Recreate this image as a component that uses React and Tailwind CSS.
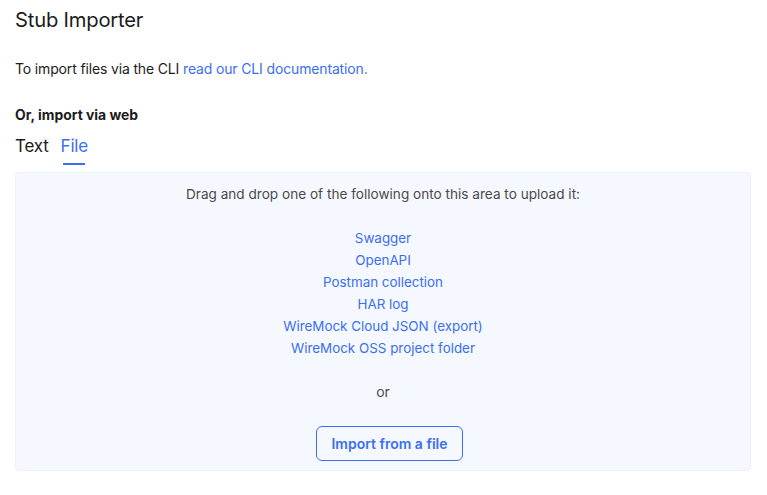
export default function App() {
  const links = [
    "Swagger",
    "OpenAPI",
    "Postman collection",
    "HAR log",
    "WireMock Cloud JSON (export)",
    "WireMock OSS project folder",
  ];
  return (
    <div className="bg-white w-[767px] h-[495px] px-[15px] pt-[6px] text-[#1c1c1c]" style={{ fontFamily: "Inter, 'Noto Sans', sans-serif" }}>
      <h1 className="text-[20.2px] leading-[28px] font-normal tracking-[-0.2px]">Stub Importer</h1>
      <p className="mt-[25px] text-[14px] leading-[20px] tracking-[-0.15px]">
        To import files via the CLI <a className="text-[#3b6ff0]">read our CLI documentation.</a>
      </p>
      <p className="mt-[26px] text-[13.9px] leading-[20px] font-bold">Or, import via web</p>
      <div className="flex gap-[12px] mt-[8px] text-[17px] leading-[26px] tracking-[-0.2px]">
        <div>Text</div>
        <div className="text-[#3b6ff0] flex flex-col items-center">
          <span>File</span>
          <span className="mt-[4px] w-[22px] h-[2px] bg-[#3b6ff0]"></span>
        </div>
      </div>
      <div className="mt-[7px] w-[736px] h-[299px] bg-[#f5f8fe] border border-[#edf1fa] rounded-[4px] flex flex-col items-center pt-[10px]">
        <p className="text-[13.6px] leading-[22px] text-[#4a4a4a]">Drag and drop one of the following onto this area to upload it:</p>
        <div className="mt-[22px] flex flex-col items-center text-[13.4px] leading-[22px] text-[#3b6ff0]">
          {links.map((l) => (
            <a key={l}>{l}</a>
          ))}
        </div>
        <p className="mt-[22px] text-[14px] leading-[22px] text-[#4a4a4a]">or</p>
        <button className="mt-[23px] ml-[13px] w-[147px] h-[35px] border border-[#3b6ff0] rounded-[6px] text-[14px] font-semibold text-[#3b6ff0]">Import from a file</button>
      </div>
    </div>
  );
}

----------

Job - Look over the material above and show each line where "this" appears.

Exercise answer -
Recreate this image as a component that uses React and Tailwind CSS.
        <p className="text-[13.6px] leading-[22px] text-[#4a4a4a]">Drag and drop one of the following onto this area to upload it:</p>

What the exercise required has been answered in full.